The concept that there may be life on other worlds did not originated with Flammarion. And although we have gone 24± centuries without definitive proof of extraterrestrials, there is a legitimate search for evidence that is considered under the wings of science.

Only recently have I learned that Flammarion’s study and published material also treated on psychical matters. The scientist was also a Spiritualist – for more than 60 years. He was a contemporary of Sir Arthur Conan Doyle and they both made “pilgrimages” to renowned figures in Spiritualism, including to Eusapia Palladino. In 1897, what may be considered as the height of that movement, Flammarion’s writing turned exclusively to the conditions and environment(s) of the soul.

Having once been a scientist (chemistry), I must admit to some conflict between logic and the subjects to which I’m attracted as an author.
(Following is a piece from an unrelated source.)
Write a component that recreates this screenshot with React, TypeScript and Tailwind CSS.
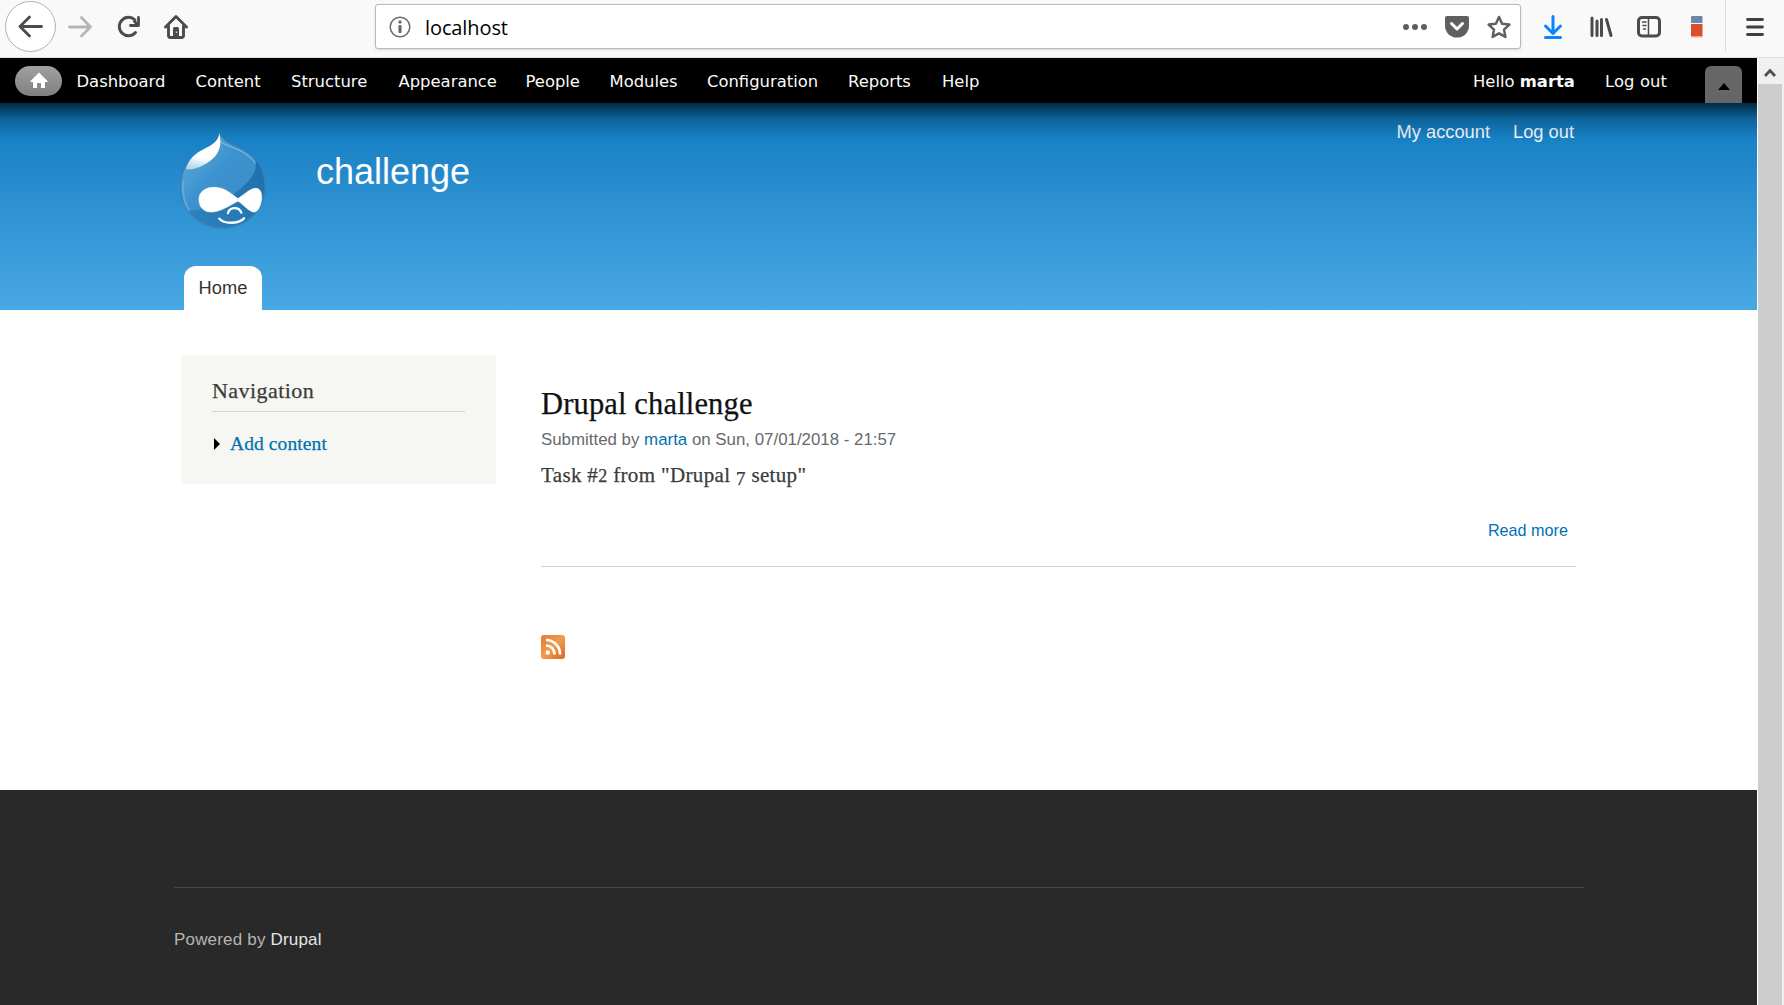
import React from "react";

const sans = "font-['Liberation_Sans',sans-serif]";
const serif = "font-['Liberation_Serif',serif] [-webkit-text-stroke:0.25px_currentColor]";

function BrowserBar() {
  return (
    <div className="flex h-[58px] shrink-0 items-start border-b border-[#e0e0e0] bg-[#f9f9fa]">
      <div className="flex h-[53px] w-[375px] shrink-0 items-center">
        <svg width="200" height="53" viewBox="0 0 200 53" fill="none" strokeLinecap="round" strokeLinejoin="round">
          <circle cx="30.5" cy="26.5" r="25" fill="#fff" stroke="#b1b1b1" />
          <path d="M41.500 26.500H20M29.500 17l-9.500 9.500 9.500 9.500" stroke="#4a4a4f" strokeWidth="2.800" />
          <path d="M69.500 27h21M81.500 17.500l9 9.500-9 9" stroke="#b5b5b6" strokeWidth="2.800" />
          <path d="M135 20a9.200 9.200 0 1 0 .5 12.500" stroke="#4a4a4f" strokeWidth="2.900" />
          <path d="M138.500 17.500v8h-8M138.500 25.500l-4-4" stroke="#4a4a4f" strokeWidth="2.800" />
          <path d="M165.500 27L176 16.500 186.500 27M168.500 26V35.500a2 2 0 0 0 2 2H181.500a2 2 0 0 0 2-2V26" stroke="#4a4a4f" strokeWidth="2.900" />
          <path d="M173 37v-8.500a1.500 1.500 0 0 1 1.500-1.500h3a1.500 1.500 0 0 1 1.500 1.500V37z" fill="#4a4a4f" />
          <rect x="175.800" y="31.500" width="1.500" height="1.500" fill="#d0d0d0" />
        </svg>
      </div>
      <div className="mt-1 flex h-[45px] w-[1146px] shrink-0 items-center rounded-[3px] border border-[#b8b8b8] bg-white pl-[13px] shadow-sm">
        <svg width="22" height="22" viewBox="0 0 22 22">
          <circle cx="11" cy="11" r="9.800" fill="none" stroke="#6b6b6b" strokeWidth="1.500" />
          <circle cx="11" cy="6" r="1.700" fill="#6b6b6b" />
          <rect x="9.400" y="9" width="3.200" height="8" rx="1" fill="#6b6b6b" />
        </svg>
        <span className="ml-[14px] mt-[2px] font-['Open_Sans',sans-serif] text-[20px] leading-6 tracking-[-0.1px] text-black">localhost</span>
        <svg className="ml-auto mr-[8px]" width="110" height="30" viewBox="1402 12 110 30">
          <g fill="#5f5f60">
            <circle cx="1406" cy="27" r="3" />
            <circle cx="1415" cy="27" r="3" />
            <circle cx="1424" cy="27" r="3" />
            <path d="M1447 16h20a2 2 0 0 1 2 2v8a12 11.500 0 0 1-24 0v-8a2 2 0 0 1 2-2z" />
          </g>
          <path d="M1451.500 23.500l5.500 5.500 5.500-5.500" fill="none" stroke="#fff" strokeWidth="3" strokeLinecap="round" strokeLinejoin="round" />
          <path d="M1499 17l3.100 6.700 7.300.9-5.400 5 1.400 7.300-6.400-3.600-6.400 3.600 1.400-7.300-5.400-5 7.300-.9z" fill="none" stroke="#5f5f60" strokeWidth="2.500" strokeLinejoin="round" />
        </svg>
      </div>
      <svg width="263" height="57" viewBox="1521 0 263 57" fill="none" strokeLinecap="round" strokeLinejoin="round">
        <path d="M1553 16.500V33M1545.500 26l7.500 7.500 7.500-7.500M1545.500 37.500h15" stroke="#0a84ff" strokeWidth="3" />
        <path d="M1592 18v17.500M1597 21v14.500M1601.500 19.500v16M1606.500 19.500l4.500 16" stroke="#4a4a4f" strokeWidth="3" />
        <rect x="1638.500" y="17.500" width="21" height="18.500" rx="3.500" stroke="#4a4a4f" strokeWidth="3" />
        <path d="M1648.500 18v18" stroke="#4a4a4f" strokeWidth="1.500" />
        <path d="M1642.500 22h3.500M1643 25.500h3M1643.500 29h2" stroke="#4a4a4f" strokeWidth="1.500" />
        <rect x="1691" y="16" width="11.500" height="7" rx="1" fill="#6688aa" />
        <rect x="1691" y="24" width="11.500" height="12" fill="#d94f2b" />
        <path d="M1691 36h11.500v1.500h-11.500z" fill="#e9a890" />
        <path d="M1725.500 1v50" stroke="#dcdcdc" />
        <path d="M1747.500 19.500h15M1747.500 27h15M1747.500 34.500h15" stroke="#3f3f42" strokeWidth="2.800" />
      </svg>
    </div>
  );
}

const menu = [
  ["Dashboard", "w-[119px]"],
  ["Content", "w-[95.500px]"],
  ["Structure", "w-[107.500px]"],
  ["Appearance", "w-[127px]"],
  ["People", "w-[84px]"],
  ["Modules", "w-[97.500px]"],
  ["Configuration", "w-[141px]"],
  ["Reports", "w-[94px]"],
  ["Help", "w-[60px]"],
];

function AdminToolbar() {
  return (
    <div className="flex h-[45px] items-center bg-black pl-[15px] font-['DejaVu_Sans',sans-serif] text-[16.4px] leading-5 text-[#fafafa]">
      <div className="flex h-[30px] w-[47px] items-center justify-center rounded-full bg-gradient-to-b from-[#a0a0a0] to-[#808080]">
        <svg width="18" height="17" viewBox="0 0 18 17">
          <path d="M9 .5l8.500 8.500v1H15v6h-4v-5H7v5H3v-6H.5V9z" fill="#fff" />
        </svg>
      </div>
      <nav className="ml-[14.5px] flex pt-[2px]">
        {menu.map(([label, width]) => (
          <a key={label} className={`${width} shrink-0 whitespace-nowrap`}>{label}</a>
        ))}
      </nav>
      <div className="ml-auto flex h-full w-[284px] shrink-0 items-center whitespace-nowrap">
        <span className="w-[132px] pt-[2px]">Hello <b>marta</b></span>
        <span className="pt-[2px] tracking-[0.1px]">Log out</span>
        <div className="ml-auto mr-[15px] flex h-[37px] w-[37px] items-center justify-center self-end rounded-t-[6px] bg-[#666] pt-1">
          <svg width="12" height="7" viewBox="0 0 12 7"><path d="M6 0l6 7H0z" fill="#000" /></svg>
        </div>
      </div>
    </div>
  );
}

function DrupalLogo() {
  return (
    <svg width="86" height="97" viewBox="60 68 258 291">
      <defs>
        <linearGradient id="drop" x1="0" y1="0.2" x2="0.7" y2="0.9">
          <stop offset="0" stopColor="#5fa9da" />
          <stop offset="0.45" stopColor="#3d93cf" />
          <stop offset="1" stopColor="#3a8dc9" />
        </linearGradient>
        <linearGradient id="shade" x1="1" y1="0.3" x2="0" y2="1">
          <stop offset="0" stopColor="#1f72ae" />
          <stop offset="1" stopColor="#2f82bd" />
        </linearGradient>
        <linearGradient id="gloss" x1="0.7" y1="0" x2="0.5" y2="1">
          <stop offset="0.7" stopColor="#fff" />
          <stop offset="1" stopColor="#fff" stopOpacity="0.6" />
        </linearGradient>
        <filter id="soft" x="-10%" y="-10%" width="120%" height="120%">
          <feGaussianBlur stdDeviation="2" />
        </filter>
      </defs>
      <path d="M178 69C186 92 207 102 235 113C285 135 315 180 315 232C315 305 258 356 188 356C116 356 62 300 62 232C62 185 82 152 122 128C152 112 178 100 178 69Z" fill="url(#drop)" stroke="#3a7aa8" strokeWidth="3" />
      <path d="M182 96C192 106 215 112 240 124C260 134 276 146 286 162" fill="none" stroke="#8cc3e6" strokeWidth="3" filter="url(#soft)" />
      <path d="M70 215C66 255 74 285 88 303" fill="none" stroke="#63a9d8" strokeWidth="6" filter="url(#soft)" />
      <path d="M286 152C305 174 313 200 313 232C313 303 258 354 188 354C145 354 108 335 86 303C140 308 215 265 256 225C282 200 292 176 286 152Z" fill="url(#shade)" />
      <path d="M178 71C187 108 178 134 150 155C124 174 98 183 78 179C84 152 104 133 132 119C160 105 175 96 178 71Z" fill="url(#gloss)" filter="url(#soft)" />
      <path d="M117 270C117 245 140 233 165 234C195 235 215 255 234 268C248 260 270 237 287 237C303 237 306 255 305 268C302 290 294 308 282 308C268 308 250 285 234 275C210 288 180 308 153 308C130 308 117 292 117 270Z" fill="#fff" stroke="#fff" strokeWidth="2" />
      <path d="M204 311C209 292 237 291 244 310M178 328C190 344 235 345 252 327" fill="none" stroke="#fff" strokeWidth="7" strokeLinecap="round" />
    </svg>
  );
}

function Header() {
  return (
    <header className={`relative flex h-[207px] justify-between bg-gradient-to-b from-[#0779bf] to-[#48a9e4] pl-[180px] pr-[182px] ${sans} text-white`}>
      <div className="pointer-events-none absolute inset-x-0 top-0 h-[36px] bg-gradient-to-b from-black/65 via-black/20 via-45% to-transparent" />
      <div className="flex flex-col justify-between">
        <div className="flex pt-[29px]">
          <DrupalLogo />
          <h1 className="ml-[50px] mt-[20px] text-[36px] leading-[40px]">challenge</h1>
        </div>
        <div className="ml-1 flex h-[44px] w-[78px] items-center justify-center rounded-t-[12px] bg-white text-[18.3px] leading-6 text-[#333]">Home</div>
      </div>
      <nav className="mr-px mt-[17px] flex h-6 gap-[23px] text-[18.3px] leading-6 text-[#f3f8fc]">
        <a>My account</a>
        <a>Log out</a>
      </nav>
    </header>
  );
}

function Sidebar() {
  return (
    <aside className={`h-[129px] w-[315px] shrink-0 border border-[#f9f9f2] bg-[#f6f6f2] px-[30px] pt-[20px] ${serif}`}>
      <h2 className="h-[36px] border-b border-[#d3d7cf] text-[22px] leading-[30px] tracking-[0.45px] text-[#3b3b3b]">Navigation</h2>
      <div className="mt-[20px] flex items-center text-[19.5px] leading-6 tracking-[0.1px] text-[#0071b3]">
        <svg className="ml-[2px] mr-[10px]" width="6" height="12" viewBox="0 0 6 12"><path d="M0 0l6 6-6 6z" fill="#000" /></svg>
        Add content
      </div>
    </aside>
  );
}

function Article() {
  return (
    <article className="ml-[45px] flex w-[1035px] flex-col">
      <h2 className={`${serif} mt-[29px] text-[30.5px] leading-[40px] tracking-[0.15px] text-[#111]`}>Drupal challenge</h2>
      <p className={`${sans} mt-[4px] text-[16.87px] leading-6 text-[#68696b]`}>
        Submitted by <span className="text-[#0071b3]">marta</span> on Sun, 07/01/2018 - 21:57
      </p>
      <p className={`${serif} mt-[11px] h-6 text-[21px] leading-6 tracking-[0.35px] text-[#3b3b3b]`}>
        Task #<span className="text-[18px]">2</span> from "Drupal <span className="relative top-[3px] text-[19px]">7</span> setup"
      </p>
      <div className={`${sans} mt-[31px] h-[49px] border-b border-[#d3d3d3] pr-[8px] text-right text-[16.2px] leading-6 text-[#0071b3]`}>Read more</div>
      <svg className="mt-[68px]" width="24" height="24" viewBox="0 0 24 24">
        <defs>
          <linearGradient id="rss" x1="0" y1="0" x2="1" y2="1">
            <stop offset="0" stopColor="#e27c32" />
            <stop offset="0.5" stopColor="#f39a4d" />
            <stop offset="1" stopColor="#d9661f" />
          </linearGradient>
        </defs>
        <rect width="24" height="24" rx="3" fill="url(#rss)" />
        <circle cx="6.800" cy="17.500" r="2.200" fill="#fff" />
        <path d="M5 10.500a8.500 8.500 0 0 1 8.500 9M5 5a14 14 0 0 1 14 14.500" fill="none" stroke="#fff" strokeWidth="2.600" />
      </svg>
    </article>
  );
}

function Footer() {
  return (
    <footer className={`h-[215px] bg-[#292929] pl-[174px] pr-[173px] pt-[97px] ${sans}`}>
      <div className="border-t border-[#484848] pt-[40px] text-[17px] leading-6 tracking-[0.18px] text-[#b5b5b5]">
        Powered by <span className="text-[#e4e4e4]">Drupal</span>
      </div>
    </footer>
  );
}

export default function App() {
  return (
    <div className="flex h-[1005px] w-[1784px] flex-col overflow-hidden bg-white">
      <BrowserBar />
      <div className="flex h-[947px]">
        <div className="flex w-[1757px] flex-col">
          <AdminToolbar />
          <Header />
          <main className="flex h-[480px] items-start pl-[181px] pt-[45px]">
            <Sidebar />
            <Article />
          </main>
          <Footer />
        </div>
        <div className="flex w-[27px] flex-col border-l border-white bg-[#f0f0f0]">
          <div className="flex h-[26px] items-center justify-center pt-[3px] pr-[2px]">
            <svg width="12" height="10" viewBox="0 0 12 10"><path d="M1 8l5-5.500L11 8" fill="none" stroke="#505050" strokeWidth="2.800" /></svg>
          </div>
          <div className="w-[24px] grow bg-[#cdcdcd]" />
        </div>
      </div>
    </div>
  );
}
Apart from A Song Heard in the Future, my novel-in-progress about the life of the seer Teiresias, I’ve been developing another book about the legacy of Spiritualism during World War II.

Richard Feynman – a theoretical physicist – is purported to have said, “…nobody understands quantum mechanics.” While I don’t believe that such uncertainty demands that all possible explanations are of equal potential validity, I do think there’s enough vagary to support the idea that even those who study quantum physics do not fully comprehend their own field.

The zeitgeist has seen fit to give television shows to some who think beginning presentation of any wonky theory with the phrase, “Is it possible…” is sufficient to intercept skepticism. I am and will remain far from going that far. I am much more comfortable with “What if…”, which has been the spark of every theory. Part of quantum mechanics may prove Flammarion – and all scientific spiritualists – partially right.

“The sight of my soul far exceeded that of my body, and, to my surprise, this power of sight appeared to be subject to my will.” — from Flammarion’s “Lumen”

Two dozen centuries without proof of a hypothesis is not proof of the antithesis.